Another interesting hurdle was the fact that you cannot search Amazon by UPC for non-book products. However, you can get the UPS once you have the ASIN. To go from UPC to ASIN the solution uses Google search. The wide syndication of Amazon data enables a search for the UPC and the word "ASIN" to include the ASIN in the search results. To minimize errors the solution uses the discovered ASIN and retrieves the UPC from Amazon to make sure the match is correct.
I think these techniques could make for some more widely applicable mashup patterns:
Key Translation with Search
Problem: You have a key but require a different key for a database lookup.
Forces: Popular keys are likely to be stored on Web pages in proximity. Getting a key translation database will be difficult or impossible
Solution: Search for the key you have and the name of the desired key.

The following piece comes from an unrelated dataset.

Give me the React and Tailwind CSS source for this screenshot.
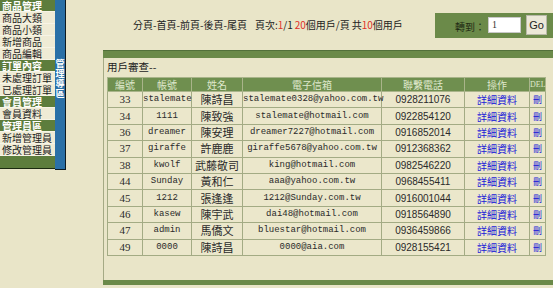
import React from 'react';

const menu = [
  { t: '商品管理', h: true },
  { t: '商品大類' },
  { t: '商品小類' },
  { t: '新增商品' },
  { t: '商品編輯' },
  { t: '訂單內容', h: true },
  { t: '未處理訂單' },
  { t: '已處理訂單' },
  { t: '會員管理', h: true },
  { t: '會員資料' },
  { t: '管理員區', h: true },
  { t: '新增管理員' },
  { t: '修改管理員' },
];

const users = [
  ['33', 'stalemate', '陳詩昌', 'stalemate0328@yahoo.com.tw', '0928211076'],
  ['34', '1111', '陳致強', 'stalemate@hotmail.com', '0922854120'],
  ['36', 'dreamer', '陳安理', 'dreamer7227@hotmail.com', '0916852014'],
  ['37', 'giraffe', '許鹿鹿', 'giraffe5678@yahoo.com.tw', '0912368362'],
  ['38', 'kwolf', '武藤敬司', 'king@hotmail.com', '0982546220'],
  ['44', 'Sunday', '黃和仁', 'aaa@yahoo.com.tw', '0968455411'],
  ['45', '1212', '張逢逢', '1212@Sunday.com.tw', '0916001044'],
  ['46', 'kasew', '陳宇武', 'dai48@hotmail.com', '0918564890'],
  ['47', 'admin', '馬僑文', 'bluestar@hotmail.com', '0936459866'],
  ['49', '0000', '陳詩昌', '0000@aia.com', '0928155421'],
];

const cjk = "font-['Noto_Sans_CJK_TC','Noto_Sans_CJK_SC',sans-serif]";

function Sidebar() {
  return (
    <div className="flex items-start shrink-0">
      <div className="w-[55px] flex flex-col">
        {menu.map((m) => (
          <div
            key={m.t}
            className={
              'h-[12px] pl-[2px] text-[10px] leading-[11px] whitespace-nowrap border-b border-[#f7f4e6] ' +
              (m.h ? 'bg-[#5d7d3c] text-white font-bold' : 'bg-[#efebd5] text-[#1a1a1a]')
            }
          >
            {m.t}
          </div>
        ))}
        <div className="h-[13px] bg-[#5d7d3c] border-b border-[#1b2a10]" />
      </div>
      <div className="w-[11px] h-[170px] bg-[#2a70a7] border-r border-b border-[#0d1a22] flex flex-col items-center pt-[59px]">
        {['管', '理', '導', '區'].map((c) => (
          <div key={c} className="w-full text-center text-white font-bold text-[9px] leading-[10px]">{c}</div>
        ))}
      </div>
    </div>
  );
}

export default function App() {
  return (
    <div className={`w-[553px] h-[288px] overflow-hidden bg-[#e9e5c8] flex ${cjk}`}>
      <Sidebar />
      <div className="flex-1 min-w-0 flex flex-col">
        <div className="h-[50px] flex items-center justify-between pl-[67px]">
          <div className="text-[10px] text-[#222] whitespace-nowrap pb-[2px]">
            分頁-首頁-前頁-後頁-尾頁
            <span className="ml-[8px]">頁次:<span className="text-[#e0302a]">1</span>/1</span>
            <span className="ml-[2px]"><span className="text-[#e0302a]">20</span>個用戶/頁</span>
            <span className="ml-[2px]">共<span className="text-[#e0302a]">10</span>個用戶</span>
          </div>
          <div className="w-[118px] h-[25px] bg-[#6b8a49] flex items-center pl-[20px] gap-[3px] shrink-0">
            <span className="text-[10px] text-[#1f2a14] mt-[3px]">轉到：</span>
            <div className="w-[33px] h-[16px] bg-white border border-[#c8c8c8] text-[10px] leading-[14px] pl-[3px] font-['Liberation_Serif',serif] text-[#333]">1</div>
            <div className="ml-[2px] w-[21px] h-[20px] bg-[#ece8d8] border border-[#b8b8a8] text-[11px] leading-[18px] text-center text-[#222] font-['Liberation_Sans',sans-serif]">Go</div>
          </div>
        </div>
        <div className="ml-[37px] w-[460px] flex flex-col">
          <div className="h-[8px] bg-[#6b8a49] border-t border-[#52703a]" />
          <div className="h-[222px] border-l border-[#a5aa85] pl-[3px]">
            <div className="h-[19px] text-[10.5px] leading-[18px] text-[#222]">用戶審查--</div>
            <table className="border-collapse border border-[#a3ab84] w-[438px] text-[10.5px] table-fixed">
              <colgroup>
                <col className="w-[35px]" />
                <col className="w-[49px]" />
                <col className="w-[51px]" />
                <col className="w-[139px]" />
                <col className="w-[83px]" />
                <col className="w-[65px]" />
                <col className="w-[16px]" />
              </colgroup>
              <thead>
                <tr className="h-[14px] bg-[#6f8f4f] text-[#dfe8cc]">
                  {['編號', '帳號', '姓名', '電子信箱', '聯繫電話', '操作'].map((h) => (
                    <th key={h} className="font-normal text-[10px] leading-[12px] border border-[#a9b48a] p-0">{h}</th>
                  ))}
                  <th className="font-normal text-[8px] leading-[12px] border border-[#a9b48a] p-0 font-['Liberation_Serif',serif]">DEL</th>
                </tr>
              </thead>
              <tbody>
                {users.map((u) => (
                  <tr key={u[0]} className="h-[16.4px] bg-[#ebe7cb] text-[#2a2a2a] text-center">
                    <td className="border border-[#a3ab84] p-0 font-['Liberation_Serif',serif] text-[11px] leading-[15px]">{u[0]}</td>
                    <td className="border border-[#a3ab84] p-0 font-['Liberation_Mono',monospace] text-[9px] leading-[15px] whitespace-nowrap">{u[1]}</td>
                    <td className="border border-[#a3ab84] p-0 text-[11px] leading-[15px] whitespace-nowrap">{u[2]}</td>
                    <td className="border border-[#a3ab84] p-0 font-['Liberation_Mono',monospace] text-[9px] leading-[15px] whitespace-nowrap">{u[3]}</td>
                    <td className="border border-[#a3ab84] p-0 font-['Liberation_Sans',sans-serif] text-[10px] leading-[15px]">{u[4]}</td>
                    <td className="border border-[#a3ab84] p-0 text-[10px] leading-[15px] text-[#2020d8]">詳細資料</td>
                    <td className="border border-[#a3ab84] p-0 text-[9px] leading-[15px] text-[#2020d8]">刪</td>
                  </tr>
                ))}
              </tbody>
            </table>
          </div>
          <div className="h-[5px] bg-[#6b8a49]" />
        </div>
      </div>
    </div>
  );
}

I tried this approach to do perform geocoding. A simple search for "San Francisco geo:long" yields the following text in the first result geo:lat=37.759665 geo:long=-122.421509. A quick check in Google Earth confirms that the coordinates do in fact point to San Francisco. Maybe this is a trivial example but it makes we want to try this with more types of keys.
Lookup Confirmation
Problem: You can find key B from key A but nor the other way around. You have a unreliable method to lookup A from B.
Solution: Perform the unreliable lookup from B to A. Then use the precise lookup from A to B to make sure you got the right A.
These patterns could benefit from some more elaboration but I think documenting some of the approaches will be useful for mashup developers
Time to go to bed to be fresh for another day at camp.